_A block of data_
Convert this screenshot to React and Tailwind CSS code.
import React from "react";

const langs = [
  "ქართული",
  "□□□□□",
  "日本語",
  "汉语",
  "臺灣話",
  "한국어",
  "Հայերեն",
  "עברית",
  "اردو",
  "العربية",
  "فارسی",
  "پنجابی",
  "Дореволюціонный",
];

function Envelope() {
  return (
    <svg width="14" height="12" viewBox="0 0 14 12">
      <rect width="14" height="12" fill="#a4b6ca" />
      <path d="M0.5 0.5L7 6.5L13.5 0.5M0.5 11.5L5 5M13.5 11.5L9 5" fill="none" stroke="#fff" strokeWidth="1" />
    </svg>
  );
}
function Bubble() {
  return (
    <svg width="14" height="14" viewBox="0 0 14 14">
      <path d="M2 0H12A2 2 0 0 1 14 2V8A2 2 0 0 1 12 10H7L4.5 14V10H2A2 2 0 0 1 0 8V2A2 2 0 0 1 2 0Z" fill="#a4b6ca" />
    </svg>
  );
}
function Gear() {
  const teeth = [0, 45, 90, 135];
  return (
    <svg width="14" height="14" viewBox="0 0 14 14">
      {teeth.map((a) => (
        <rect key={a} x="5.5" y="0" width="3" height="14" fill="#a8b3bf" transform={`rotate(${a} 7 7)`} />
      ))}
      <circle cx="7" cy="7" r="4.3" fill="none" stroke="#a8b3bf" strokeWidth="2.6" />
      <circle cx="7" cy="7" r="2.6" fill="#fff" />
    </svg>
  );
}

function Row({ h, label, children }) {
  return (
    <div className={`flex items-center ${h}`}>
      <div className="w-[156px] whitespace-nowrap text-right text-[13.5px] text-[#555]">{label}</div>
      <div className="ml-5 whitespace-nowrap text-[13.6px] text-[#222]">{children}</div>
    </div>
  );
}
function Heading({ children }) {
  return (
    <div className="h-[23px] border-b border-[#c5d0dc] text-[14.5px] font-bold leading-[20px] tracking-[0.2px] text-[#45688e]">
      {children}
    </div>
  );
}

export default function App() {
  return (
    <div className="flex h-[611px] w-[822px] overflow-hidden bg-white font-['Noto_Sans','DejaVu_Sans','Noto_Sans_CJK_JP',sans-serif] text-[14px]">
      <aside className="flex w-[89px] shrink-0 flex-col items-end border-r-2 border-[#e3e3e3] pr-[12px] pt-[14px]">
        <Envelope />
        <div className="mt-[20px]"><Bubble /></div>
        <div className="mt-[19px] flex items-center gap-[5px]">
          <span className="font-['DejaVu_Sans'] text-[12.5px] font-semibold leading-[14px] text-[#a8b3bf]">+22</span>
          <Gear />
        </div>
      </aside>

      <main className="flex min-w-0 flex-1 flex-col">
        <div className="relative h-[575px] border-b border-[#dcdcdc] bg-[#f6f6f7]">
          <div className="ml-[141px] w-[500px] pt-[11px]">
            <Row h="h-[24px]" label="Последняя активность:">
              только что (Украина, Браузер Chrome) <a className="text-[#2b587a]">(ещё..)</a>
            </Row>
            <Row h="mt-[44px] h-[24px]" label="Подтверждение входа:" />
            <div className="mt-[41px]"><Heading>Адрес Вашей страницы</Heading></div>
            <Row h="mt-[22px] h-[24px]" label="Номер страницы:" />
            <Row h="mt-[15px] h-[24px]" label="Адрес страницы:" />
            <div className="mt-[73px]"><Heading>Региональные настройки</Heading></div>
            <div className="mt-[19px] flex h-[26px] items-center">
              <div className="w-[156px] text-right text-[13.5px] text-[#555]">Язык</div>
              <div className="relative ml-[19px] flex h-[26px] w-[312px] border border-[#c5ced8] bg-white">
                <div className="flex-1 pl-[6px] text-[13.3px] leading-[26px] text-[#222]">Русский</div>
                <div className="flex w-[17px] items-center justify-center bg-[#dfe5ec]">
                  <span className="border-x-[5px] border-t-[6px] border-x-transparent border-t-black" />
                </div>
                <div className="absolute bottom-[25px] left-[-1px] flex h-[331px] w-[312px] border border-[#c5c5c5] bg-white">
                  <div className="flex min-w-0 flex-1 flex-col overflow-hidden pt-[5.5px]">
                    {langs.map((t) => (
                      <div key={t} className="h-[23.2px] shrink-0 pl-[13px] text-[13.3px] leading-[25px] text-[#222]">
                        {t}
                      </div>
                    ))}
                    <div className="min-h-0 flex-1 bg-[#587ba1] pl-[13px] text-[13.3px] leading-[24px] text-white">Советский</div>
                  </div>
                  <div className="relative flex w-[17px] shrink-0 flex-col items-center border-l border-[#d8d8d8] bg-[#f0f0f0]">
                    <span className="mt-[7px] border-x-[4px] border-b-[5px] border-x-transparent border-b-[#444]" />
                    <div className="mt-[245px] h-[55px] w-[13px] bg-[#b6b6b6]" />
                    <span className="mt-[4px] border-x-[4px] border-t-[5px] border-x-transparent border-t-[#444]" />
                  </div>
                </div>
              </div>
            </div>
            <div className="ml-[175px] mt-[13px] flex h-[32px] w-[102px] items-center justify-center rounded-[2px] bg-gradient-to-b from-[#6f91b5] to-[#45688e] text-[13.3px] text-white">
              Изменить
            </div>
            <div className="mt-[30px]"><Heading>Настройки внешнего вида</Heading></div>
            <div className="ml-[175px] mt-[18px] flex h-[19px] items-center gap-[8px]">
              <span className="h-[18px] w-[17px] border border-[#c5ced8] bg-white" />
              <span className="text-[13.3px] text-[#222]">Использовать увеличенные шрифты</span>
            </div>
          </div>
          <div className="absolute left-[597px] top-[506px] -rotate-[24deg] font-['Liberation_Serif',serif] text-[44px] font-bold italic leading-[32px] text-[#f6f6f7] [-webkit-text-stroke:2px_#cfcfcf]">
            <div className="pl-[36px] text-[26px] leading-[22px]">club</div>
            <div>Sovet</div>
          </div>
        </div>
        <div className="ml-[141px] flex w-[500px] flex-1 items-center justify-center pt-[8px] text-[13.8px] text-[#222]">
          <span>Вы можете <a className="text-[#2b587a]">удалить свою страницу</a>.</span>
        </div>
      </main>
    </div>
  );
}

--

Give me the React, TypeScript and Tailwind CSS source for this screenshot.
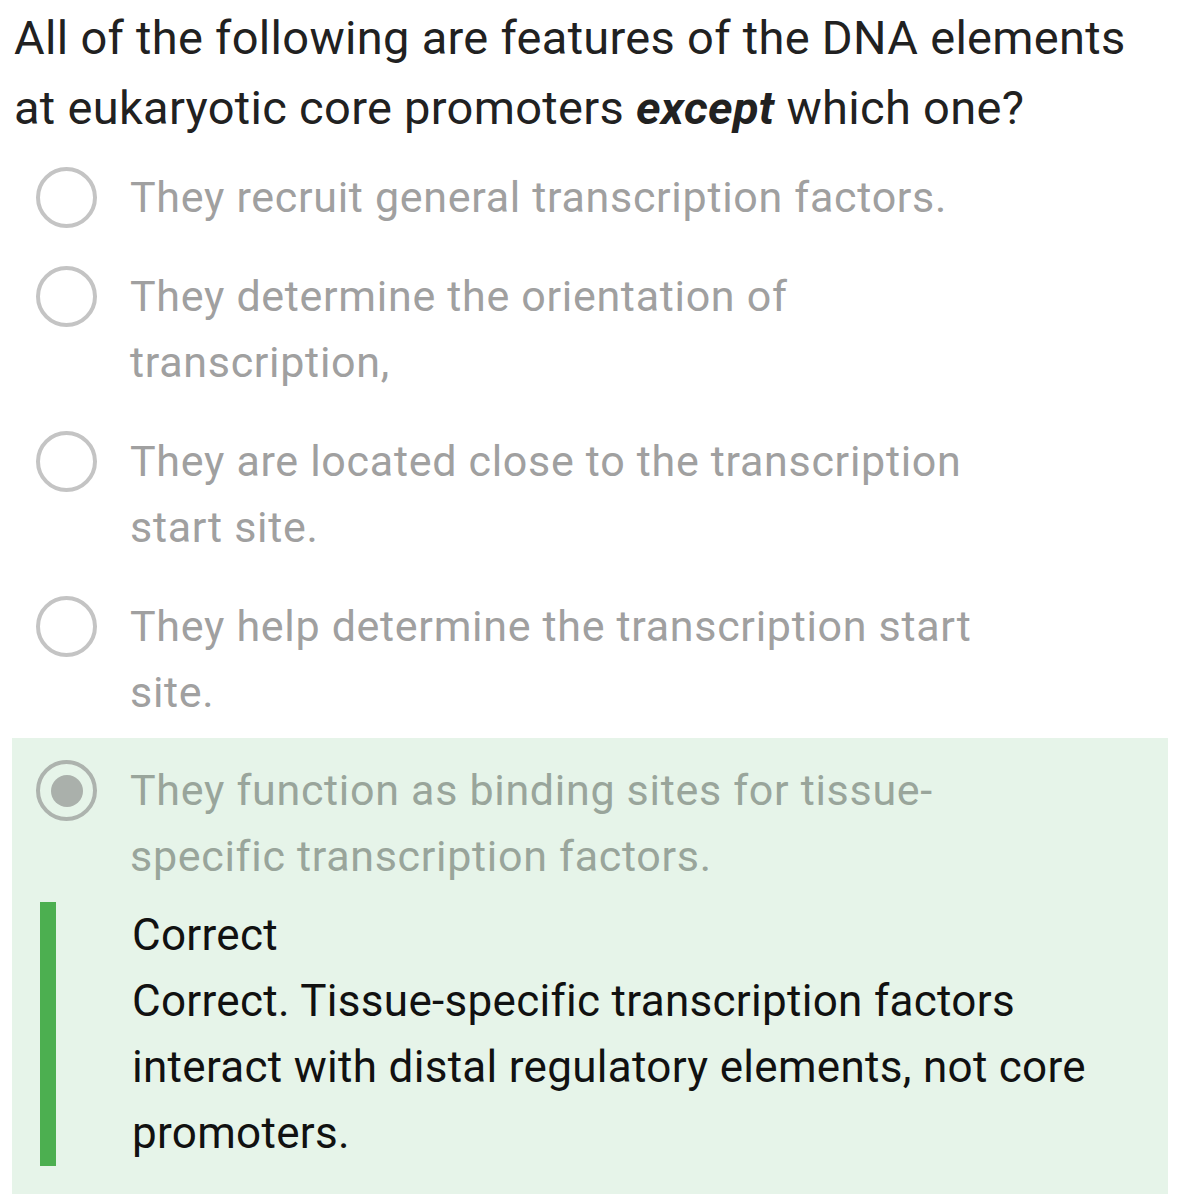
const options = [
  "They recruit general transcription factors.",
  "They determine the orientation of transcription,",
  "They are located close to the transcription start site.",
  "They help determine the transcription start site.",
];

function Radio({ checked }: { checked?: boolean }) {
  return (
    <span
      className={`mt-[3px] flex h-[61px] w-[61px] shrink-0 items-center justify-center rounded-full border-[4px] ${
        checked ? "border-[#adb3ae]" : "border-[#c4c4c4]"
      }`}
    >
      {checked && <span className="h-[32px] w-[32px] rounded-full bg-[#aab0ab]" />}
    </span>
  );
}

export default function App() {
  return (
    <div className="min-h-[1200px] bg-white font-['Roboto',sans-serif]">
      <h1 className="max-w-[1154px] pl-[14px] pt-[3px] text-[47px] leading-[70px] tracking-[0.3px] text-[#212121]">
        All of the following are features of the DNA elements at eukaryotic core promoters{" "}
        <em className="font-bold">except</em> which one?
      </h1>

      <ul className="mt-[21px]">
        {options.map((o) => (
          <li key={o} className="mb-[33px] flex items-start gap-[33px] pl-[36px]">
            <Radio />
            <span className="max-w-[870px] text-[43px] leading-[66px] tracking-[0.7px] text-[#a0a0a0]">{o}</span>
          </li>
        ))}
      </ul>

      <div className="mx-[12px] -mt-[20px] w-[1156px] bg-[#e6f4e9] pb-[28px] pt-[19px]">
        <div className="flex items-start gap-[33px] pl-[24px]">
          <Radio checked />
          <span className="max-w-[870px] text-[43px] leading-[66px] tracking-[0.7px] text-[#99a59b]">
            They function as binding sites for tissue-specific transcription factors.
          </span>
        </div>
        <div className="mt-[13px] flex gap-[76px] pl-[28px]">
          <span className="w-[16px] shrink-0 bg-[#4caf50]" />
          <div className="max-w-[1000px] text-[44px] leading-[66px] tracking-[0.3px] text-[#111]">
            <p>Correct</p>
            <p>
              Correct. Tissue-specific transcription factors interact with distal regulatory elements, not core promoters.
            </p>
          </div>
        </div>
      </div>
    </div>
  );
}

---

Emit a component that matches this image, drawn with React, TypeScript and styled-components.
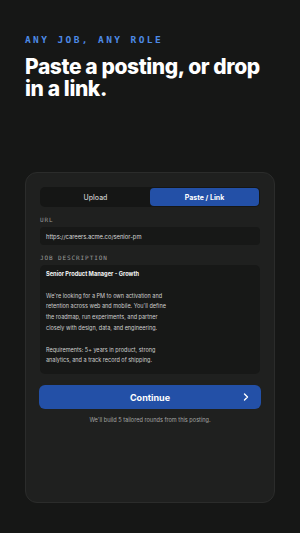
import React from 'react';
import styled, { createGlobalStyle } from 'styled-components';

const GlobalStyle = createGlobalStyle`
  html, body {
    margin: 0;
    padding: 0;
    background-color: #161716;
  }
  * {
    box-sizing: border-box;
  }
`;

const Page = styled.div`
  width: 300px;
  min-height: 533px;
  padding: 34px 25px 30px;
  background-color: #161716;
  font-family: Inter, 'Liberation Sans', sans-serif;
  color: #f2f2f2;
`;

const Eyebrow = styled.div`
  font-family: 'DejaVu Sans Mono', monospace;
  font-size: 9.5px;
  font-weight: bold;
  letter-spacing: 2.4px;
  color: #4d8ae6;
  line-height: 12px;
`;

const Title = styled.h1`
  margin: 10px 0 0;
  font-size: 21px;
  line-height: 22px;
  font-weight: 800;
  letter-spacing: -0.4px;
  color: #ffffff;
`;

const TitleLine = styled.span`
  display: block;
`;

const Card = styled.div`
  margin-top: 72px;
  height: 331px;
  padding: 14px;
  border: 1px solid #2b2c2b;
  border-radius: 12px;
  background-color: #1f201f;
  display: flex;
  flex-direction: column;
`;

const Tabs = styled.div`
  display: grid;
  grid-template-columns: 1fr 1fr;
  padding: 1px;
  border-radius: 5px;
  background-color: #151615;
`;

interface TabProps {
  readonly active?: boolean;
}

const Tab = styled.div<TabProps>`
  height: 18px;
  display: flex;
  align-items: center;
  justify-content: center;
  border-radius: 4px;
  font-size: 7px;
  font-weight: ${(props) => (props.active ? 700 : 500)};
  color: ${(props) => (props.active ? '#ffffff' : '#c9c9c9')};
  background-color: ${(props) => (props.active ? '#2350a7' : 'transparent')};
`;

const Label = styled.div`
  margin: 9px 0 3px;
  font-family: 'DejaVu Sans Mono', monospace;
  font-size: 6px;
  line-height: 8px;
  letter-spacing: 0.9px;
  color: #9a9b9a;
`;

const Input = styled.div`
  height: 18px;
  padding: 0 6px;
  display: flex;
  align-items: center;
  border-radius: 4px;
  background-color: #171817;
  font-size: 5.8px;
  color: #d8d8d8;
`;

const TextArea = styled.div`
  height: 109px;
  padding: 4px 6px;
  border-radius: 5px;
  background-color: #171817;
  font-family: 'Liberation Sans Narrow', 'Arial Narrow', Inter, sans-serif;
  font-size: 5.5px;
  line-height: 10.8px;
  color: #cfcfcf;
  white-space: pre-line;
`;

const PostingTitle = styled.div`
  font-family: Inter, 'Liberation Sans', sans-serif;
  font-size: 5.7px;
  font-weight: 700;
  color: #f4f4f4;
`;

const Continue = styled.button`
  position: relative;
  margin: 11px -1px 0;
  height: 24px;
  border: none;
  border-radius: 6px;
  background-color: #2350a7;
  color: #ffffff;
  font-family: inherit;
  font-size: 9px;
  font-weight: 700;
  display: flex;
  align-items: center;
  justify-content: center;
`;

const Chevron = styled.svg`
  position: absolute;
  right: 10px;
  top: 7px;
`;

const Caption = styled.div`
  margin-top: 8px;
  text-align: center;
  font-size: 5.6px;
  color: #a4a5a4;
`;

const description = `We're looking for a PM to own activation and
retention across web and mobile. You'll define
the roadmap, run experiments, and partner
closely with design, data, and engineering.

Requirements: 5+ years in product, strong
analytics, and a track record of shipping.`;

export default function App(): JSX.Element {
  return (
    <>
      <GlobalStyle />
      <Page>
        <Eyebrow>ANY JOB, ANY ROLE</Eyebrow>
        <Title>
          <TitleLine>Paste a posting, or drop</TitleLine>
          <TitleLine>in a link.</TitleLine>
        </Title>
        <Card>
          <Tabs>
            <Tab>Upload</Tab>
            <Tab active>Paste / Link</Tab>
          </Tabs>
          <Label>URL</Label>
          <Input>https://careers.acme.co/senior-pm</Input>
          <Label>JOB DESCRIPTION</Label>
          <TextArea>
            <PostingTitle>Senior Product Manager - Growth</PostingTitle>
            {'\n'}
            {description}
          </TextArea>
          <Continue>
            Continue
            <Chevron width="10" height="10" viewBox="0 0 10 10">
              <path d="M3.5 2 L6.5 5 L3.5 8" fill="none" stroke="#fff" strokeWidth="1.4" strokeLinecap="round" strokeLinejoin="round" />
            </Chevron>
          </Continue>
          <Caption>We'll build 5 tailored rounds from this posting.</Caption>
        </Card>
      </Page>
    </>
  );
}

_WHAT IS BEING ASKED_
Collect each line of the entries that has the word "Tailwind", copying it in full.

_CORRECT ANSWER_
Convert this screenshot to React and Tailwind CSS code.
Give me the React, TypeScript and Tailwind CSS source for this screenshot.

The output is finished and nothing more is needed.